For the answer, I encourage you to watch the YouTube channel "Primitive Technology", where a brave and often shirtless soul spends weeks and months constructing tools and structures from scratch. He does so with a deftness and skill that is captivating, yet the stuff he makes is, by modern standards, totally useless. It's not his fault; it's just that technology compounds, and no amount of individual skill can ever make a skyscraper out of wattle and daub.

Only in software, the most questionable of all the engineerings, do we build the processes and tools we depend on while we're using them. If you showed up to a job site talking about making your own concrete mixer to get the building done faster you'd be laughed right back to wherever you came from. Yes, in cutting-edge applications and prototype manufacturing it's different, but almost every other area of engineering takes stuff that works and uses it to make more stuff that works.

To be clear, this isn't a long-form argument for "we should have stuck with Rails", nor is it "software is just getting started, give it some time". Rather, I believe that software development is essentially and unavoidably compounding. Every design decision, abstraction, function and data structure is a piece of your foundation that you build and then stand upon to build some more. We're creating abstract machines, and when they become concrete enough to rely upon they no longer need software developers.
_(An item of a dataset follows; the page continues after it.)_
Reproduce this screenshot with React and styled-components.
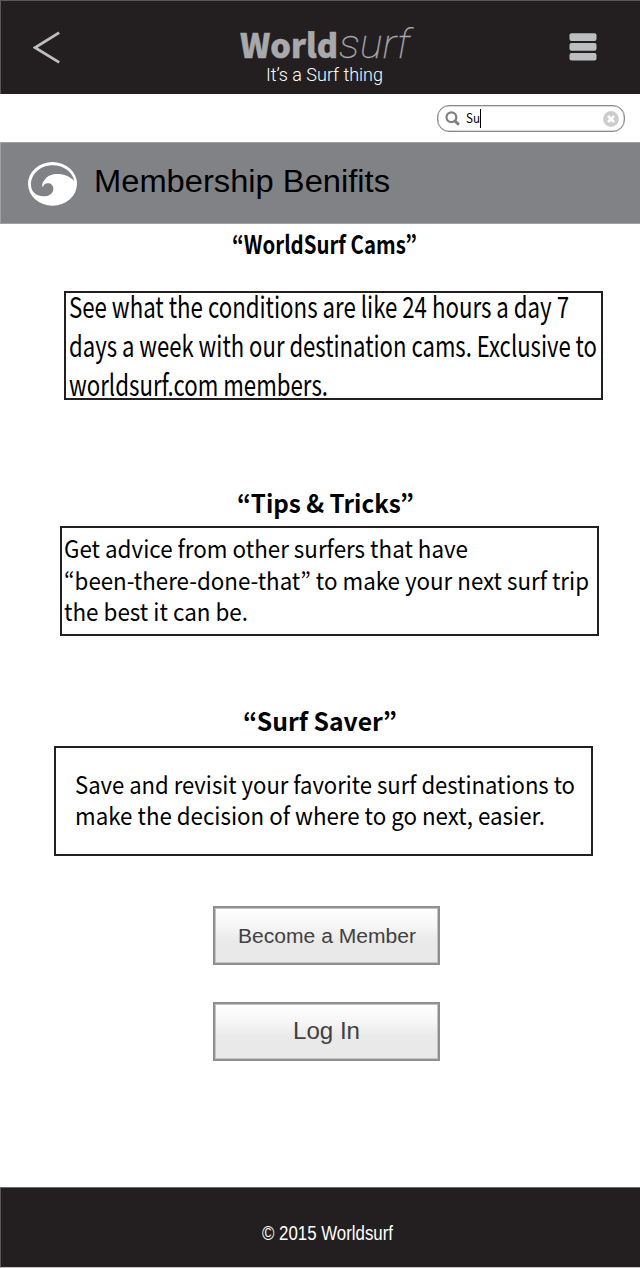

Which is why it's so ridiculous to imagine this 10^x developer who crushes code 24/7, laughs in the face of process or documentation, and communicates only via a colourful aura of cheeto dust and misanthropy. It's an adolescent fantasy of expertise, no different from Doctor House or Detective Batman. Sophomoric macho bullshit. The 10x isn't the person, it's the compounding effect of good decisions.

Peter Norvig is a great developer, but try airdropping him into some dumpster fire codebase that's 99% finished, riddled with bugs and way behind schedule. Is he going to grab his wizard hat and 10x his way out of it overnight? No. He's going to have to slog through the mess like anyone else. His expertise doesn't result in faster typing, but in better decisions. Decisions that work well now, but enable even better work later.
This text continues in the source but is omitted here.